With an abundance of sushi joints on campus and over 600 sushi restaurants in Metro Vancouver, it’s safe to say Vancouverites never have to stray far for the popular seafood dishes. However, the curious folk who wonder about the environmental impact of eating sushi should brace themselves for the news — it’s time to reconsider eating sushi on a regular basis.
So what makes sushi environmentally unfriendly? Seaweed is off the hook — it’s relatively sustainable and has a negligible carbon footprint. While rice cultivation does generate some greenhouse gases, it’s not enough to warrant serious concern. The problem with sushi is the fish. Overfishing of the world’s oceans is pushing fish populations to the brink of collapse.
Dr. Dirk Zeller, senior scientist and executive director of Sea Around Us, a UBC research initiative that assesses the impact of fisheries on the world’s marine ecosystems, said that global fish catches peaked in the 1990s and have been declining ever since. Unfortunately, this decline is not the result of policy coming to the rescue to regulate catch quotas, but is simply due to fewer fish being in the ocean.
Zeller and his colleague, Dr. Daniel Pauley, found that fish catches between 1950 and 2010 are far greater than global records show since small-scale fishing, illegal fishing and discarded fish are rarely included in global catch reports. Zeller and Pauley’s data also show that declining fish catches are much more severe than records suggest.
“We are far too obsessed with eating seafood in the developed world,” said Zeller. “Seafood should only be an occasional and small addition to our diet. Our recent fad for sushi in the west — a rich man’s consumerist fad — does not help, although the majority of sushi grade tuna is eaten in Asia.”
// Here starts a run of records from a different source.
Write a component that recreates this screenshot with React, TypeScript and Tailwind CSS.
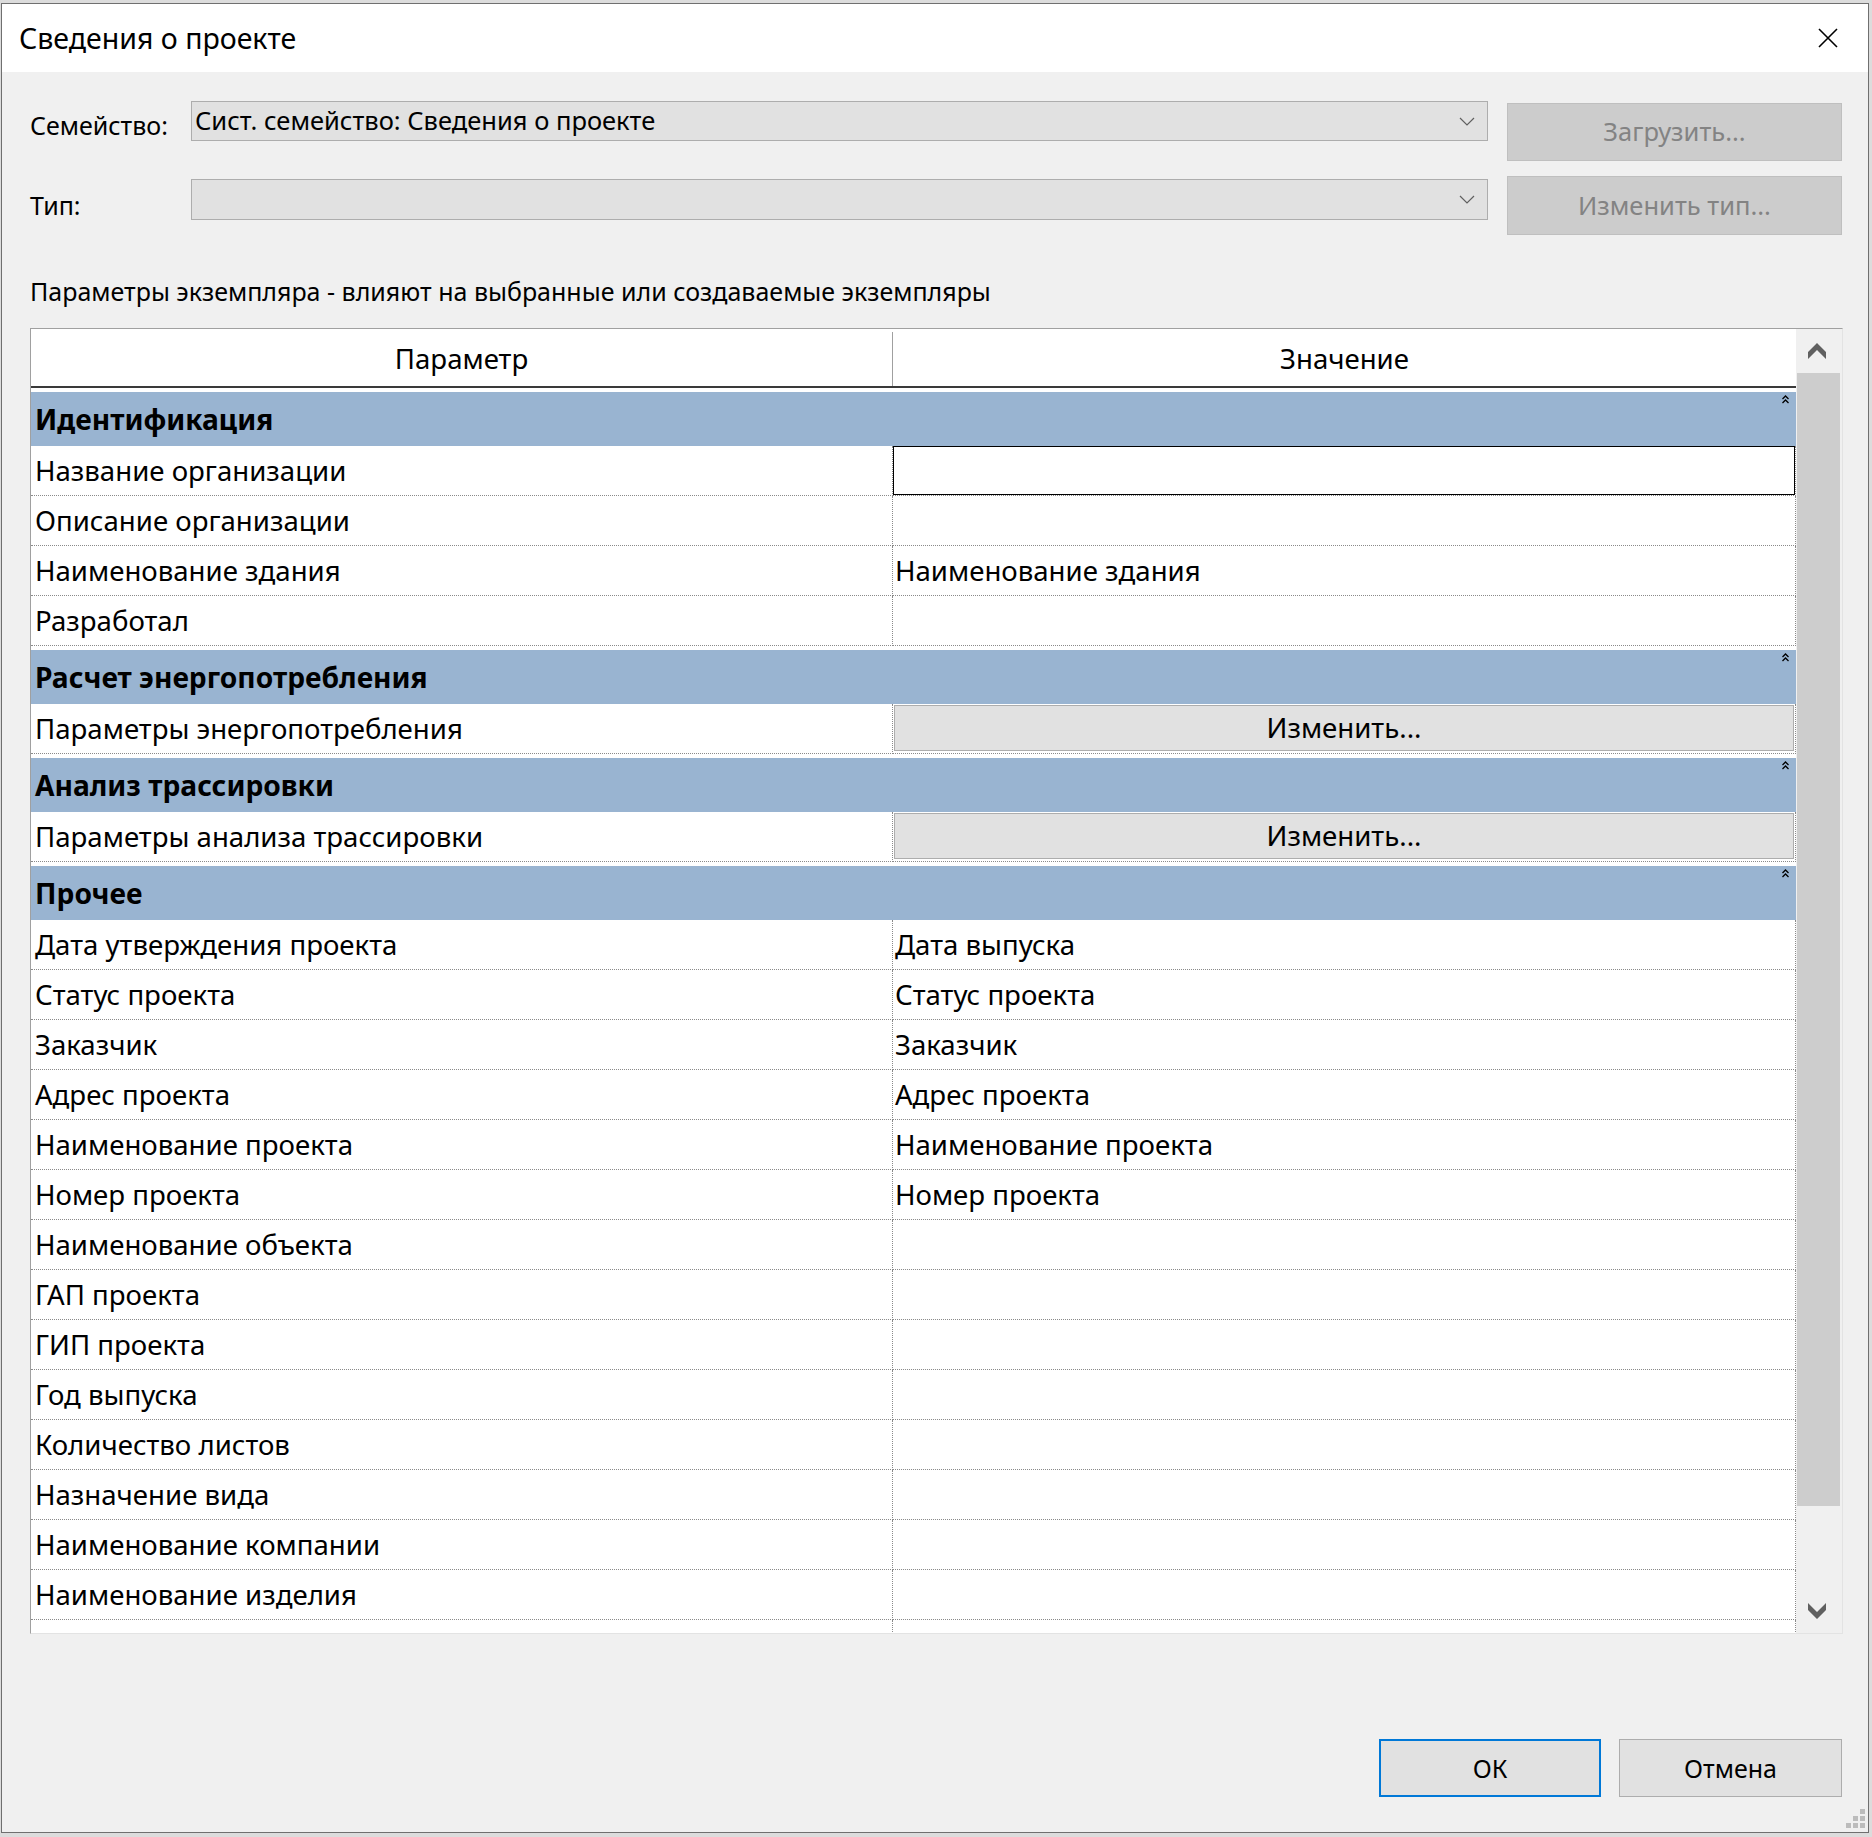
import React from 'react';

type Row = { name: string; value?: string; edit?: boolean; button?: boolean };
type Group = { title: string; rows: Row[] };

const groups: Group[] = [
  {
    title: 'Идентификация',
    rows: [
      { name: 'Название организации', edit: true },
      { name: 'Описание организации' },
      { name: 'Наименование здания', value: 'Наименование здания' },
      { name: 'Разработал' },
    ],
  },
  {
    title: 'Расчет энергопотребления',
    rows: [{ name: 'Параметры энергопотребления', button: true }],
  },
  {
    title: 'Анализ трассировки',
    rows: [{ name: 'Параметры анализа трассировки', button: true }],
  },
  {
    title: 'Прочее',
    rows: [
      { name: 'Дата утверждения проекта', value: 'Дата выпуска' },
      { name: 'Статус проекта', value: 'Статус проекта' },
      { name: 'Заказчик', value: 'Заказчик' },
      { name: 'Адрес проекта', value: 'Адрес проекта' },
      { name: 'Наименование проекта', value: 'Наименование проекта' },
      { name: 'Номер проекта', value: 'Номер проекта' },
      { name: 'Наименование объекта' },
      { name: 'ГАП проекта' },
      { name: 'ГИП проекта' },
      { name: 'Год выпуска' },
      { name: 'Количество листов' },
      { name: 'Назначение вида' },
      { name: 'Наименование компании' },
      { name: 'Наименование изделия' },
    ],
  },
];

function Chevron() {
  return (
    <svg width="16" height="9" viewBox="0 0 16 9" className="text-[#606060]">
      <path d="M1 1 L8 8 L15 1" fill="none" stroke="currentColor" strokeWidth="1.2" />
    </svg>
  );
}

function Collapse() {
  return (
    <svg width="7" height="9" viewBox="0 0 7 9" className="mt-[3px] mr-[7px]">
      <path d="M0.5 4 L3.5 1 L6.5 4 M0.5 8 L3.5 5 L6.5 8" fill="none" stroke="#000" strokeWidth="1.3" />
    </svg>
  );
}

function ScrollArrow({ down }: { down?: boolean }) {
  return (
    <svg width="18" height="16" viewBox="0 0 18 16" className={down ? 'rotate-180' : ''}>
      <polygon points="9,0 18,9 18,16 9,7 0,16 0,9" fill="#606060" />
    </svg>
  );
}

function TableRow({ row }: { row: Row }) {
  return (
    <div className="flex h-[50px] bg-white">
      <div className="w-[862px] flex items-center pl-[4px] border-b border-r border-dotted border-[#8a8a8a]">
        {row.name}
      </div>
      <div className="flex-1 flex border-b border-r border-dotted border-[#8a8a8a]">
        {row.edit ? (
          <div className="flex-1 border border-black bg-white" />
        ) : row.button ? (
          <div className="flex-1 m-[1px] mb-[2px] bg-[#e1e1e1] border border-[#adadad] flex items-center justify-center">
            Изменить...
          </div>
        ) : (
          <div className="flex-1 flex items-center pl-[2px]">{row.value}</div>
        )}
      </div>
    </div>
  );
}

export default function App() {
  return (
    <div className="w-[1872px] h-[1837px] bg-[#dcdcdc] pt-[3px] pl-[1px] font-['Noto_Sans',sans-serif] text-[25px] text-black leading-none overflow-hidden">
      <div className="w-[1868px] h-[1830px] border border-[#6f6f6f] bg-[#f0f0f0] flex flex-col relative">
        {/* title bar */}
        <div className="h-[68px] bg-white flex items-center justify-between pl-[17px] pr-[30px] shrink-0">
          <span className="text-[28.5px]">Сведения о проекте</span>
          <svg width="20" height="20" viewBox="0 0 20 20">
            <path d="M1 1 L19 19 M19 1 L1 19" stroke="#000" strokeWidth="1.6" />
          </svg>
        </div>

        <div className="flex-1 flex flex-col pl-[28px] pr-[26px]">
          {/* family row */}
          <div className="flex items-start mt-[29px]">
            <div className="w-[161px] h-[40px] mt-[4px] flex items-center">Семейство:</div>
            <div className="flex-1 h-[40px] bg-[#e1e1e1] border border-[#adadad] flex items-center justify-between pl-[3px] pr-[12px] text-[25.5px]">
              <span>Сист. семейство: Сведения о проекте</span>
              <Chevron />
            </div>
            <div className="w-[335px] ml-[19px] mt-[2px] h-[58px] bg-[#cccccc] border border-[#bfbfbf] flex items-center justify-center text-[#838383] text-[25.5px]">
              Загрузить...
            </div>
          </div>

          {/* type row */}
          <div className="flex items-start mt-[15px]">
            <div className="w-[161px] h-[40px] mt-[9px] flex items-center">Тип:</div>
            <div className="flex-1 h-[41px] mt-[3px] bg-[#e1e1e1] border border-[#adadad] flex items-center justify-end pr-[12px]">
              <Chevron />
            </div>
            <div className="w-[335px] ml-[19px] h-[59px] bg-[#cccccc] border border-[#bfbfbf] flex items-center justify-center text-[#838383] text-[25.5px]">
              Изменить тип...
            </div>
          </div>

          <div className="h-[30px] mt-[41px] flex items-center">
            Параметры экземпляра - влияют на выбранные или создаваемые экземпляры
          </div>

          {/* property grid */}
          <div className="mt-[22px] h-[1306px] w-[1813px] border-t border-l border-[#a0a0a0] border-b border-b-[#e3e3e3] border-r border-r-[#e3e3e3] flex bg-white text-[27.6px]">
            <div className="w-[1765px] flex flex-col overflow-hidden">
              <div className="h-[59px] shrink-0 flex border-b-2 border-[#3a3a3a] pt-[3px]">
                <div className="w-[862px] flex items-center justify-center border-r border-[#a0a0a0]">Параметр</div>
                <div className="flex-1 flex items-center justify-center">Значение</div>
              </div>
              {groups.map((g) => (
                <div key={g.title} className="pt-[4px] bg-white shrink-0">
                  <div className="h-[54px] bg-[#99b4d1] flex justify-between items-start">
                    <span className="self-center pl-[4px] font-bold text-[28.2px]">{g.title}</span>
                    <Collapse />
                  </div>
                  {g.rows.map((r) => (
                    <TableRow key={r.name} row={r} />
                  ))}
                </div>
              ))}
              <div className="h-[50px] shrink-0 flex">
                <div className="w-[862px] border-r border-dotted border-[#8a8a8a]" />
                <div className="flex-1 border-r border-dotted border-[#8a8a8a]" />
              </div>
            </div>
            <div className="flex-1 bg-[#f0f0f0] flex flex-col pl-[1px]">
              <div className="h-[44px] flex items-center pl-[11px]">
                <ScrollArrow />
              </div>
              <div className="flex-1 pr-[2px]">
                <div className="h-[1133px] bg-[#cdcdcd]" />
              </div>
              <div className="h-[44px] flex items-center pl-[11px]">
                <ScrollArrow down />
              </div>
            </div>
          </div>

          {/* dialog buttons */}
          <div className="mt-[105px] flex justify-end gap-[18px]">
            <div className="w-[222px] h-[58px] bg-[#e1e1e1] border-2 border-[#0078d7] flex items-center justify-center">
              ОК
            </div>
            <div className="w-[223px] h-[58px] bg-[#e1e1e1] border border-[#adadad] flex items-center justify-center">
              Отмена
            </div>
          </div>
        </div>

        {/* size grip */}
        <div className="absolute right-[3px] bottom-[4px] grid grid-cols-3 gap-[2px]">
          <span className="w-[5px] h-[5px]" />
          <span className="w-[5px] h-[5px]" />
          <span className="w-[5px] h-[5px] bg-[#bcbcbc]" />
          <span className="w-[5px] h-[5px]" />
          <span className="w-[5px] h-[5px] bg-[#bcbcbc]" />
          <span className="w-[5px] h-[5px] bg-[#bcbcbc]" />
          <span className="w-[5px] h-[5px] bg-[#bcbcbc]" />
          <span className="w-[5px] h-[5px] bg-[#bcbcbc]" />
          <span className="w-[5px] h-[5px] bg-[#bcbcbc]" />
        </div>
      </div>
    </div>
  );
}
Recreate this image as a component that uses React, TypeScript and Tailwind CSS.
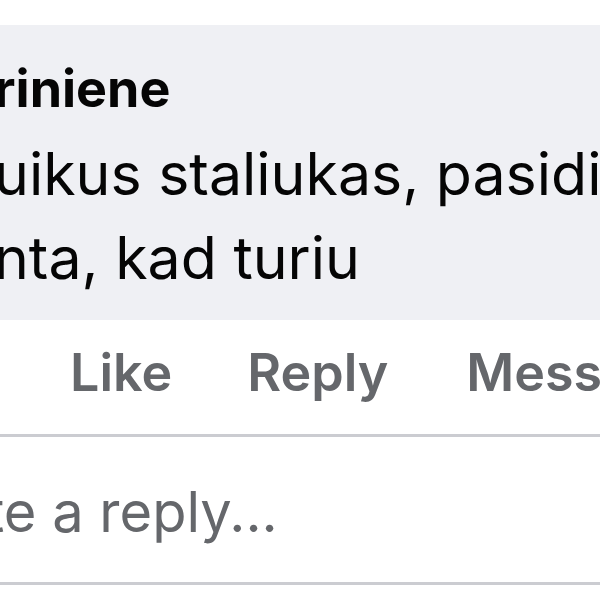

The sushi and canned tuna industry combined have decimated global populations of bluefin tuna. Yellowfin and bigeye tuna, collectively known as “ahi” tuna, are also dwindling.
“If you do go and eat sushi — better not more than once per month — stay away from the expensive tuna cuts such as bluefin and bigeye; stick to yellowfin or even better, Pacific skipjack,” said Zeller. He recommends opting for non-tuna sushi such as mackerel, or marine invertebrates like clams or octopus.
The collapse of global fish populations has been a long time coming and the consequences are dire. The advent of steam trawlers in the 1870s rapidly led to local depletion of stocks in waters around developed countries, so fishers moved into broader territory.
“Virtually all waters around the world are being fished by industrial fisheries,” said Zeller, highlighting that many developing nations are feeling the effects of depleted fish stocks.
“The vast majority of fish eaten in the developed world is imported from elsewhere, not fish caught in our own waters. We as consumers in the developed world need to ask ourselves if the piece of fish we are about to eat has been taken out of the mouths of hungry and poor people in Africa and parts of Asia.”
Zeller advises avoiding imported fish, especially if it is imported from a developing country. People should also be inquisitive when buying fish from local vendors.
“Consumers need to inform themselves,” said Zeller, who said to ask vendors which fisherman or company caught the fish, where exactly the fish was caught and how the fishery is managed. “Avoid trawl-caught fish, and favour line or trap-caught fish. If the vendor does not have full and ready answers to the questions, don’t buy there.”
Giving up fish altogether may be the best way to go, but there are options for those not quite ready to say goodbye.
“If local fish are caught in an environmentally sustainable manner, there is no reason not to eat it. The question then becomes ‘is that [sustainability] logo really sustainable?’”
Although Zeller does not claim expert status in sustainability labels, he suspects some labelling systems are marketing gimmicks since the criteria for sustainability can vary from one organization to another.
“The focus should be on local products and a good local system of labelling that has good credentials.”
Ocean Wise, a program started by the Vancouver Aquarium in 2005, evaluates the sustainability of seafood suppliers based on their methods of harvesting and the abundance or resilience of the population. However, Ocean Wise does not indicate where the product is from, so it is best to check with the vendor, armed with Zeller’s advice.